From June 13 to August 3, 2008, the brothers appeared in Creature Adventures, a stage show at Dollywood in Pigeon Forge, Tennessee. They also appear as themselves in the Odd Squad episode "Night Shift". Additionally, in the Nature Cat crossover episode “Wild Batts!”, the Kratt Brothers appear as the Batt Brothers, bat versions of themselves looking for a new home. They also appear in the Molly of Denali crossover episode “Cry Wolf” as themselves looking for a missing pack of wolves with the help of the series protagonist Molly Mabray and her father.
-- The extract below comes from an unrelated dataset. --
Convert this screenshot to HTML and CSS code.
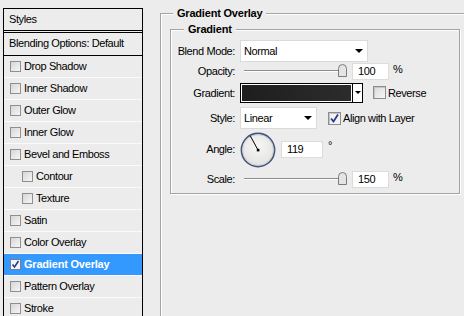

In 2017, Gavin Svenson discovered a new species of mantis and named it Liturgusa krattorum after the brothers for their impact on the educational television genre. A special episode of Wild Kratts was later released to commemorate the occasion.

==Personal lives==
The brothers have lived in Ottawa, Ontario, since 2008 where they film and produce their series Wild Kratts.

===Martin Kratt===

Martin was married to Laura Wilkinson from 2000 until her death in 2024 and has two sons, Ronan and Gavin, both of whom have had roles on Wild Kratts.

===Chris Kratt===

Chris has two sons, Aidan and Nolan, with his wife Tania Armstrong, an interior designer whom he married in 2000 in Botswana. Like their cousins Gavin and Ronan, Aidan and Nolan have roles in Wild Kratts as animated versions of themselves.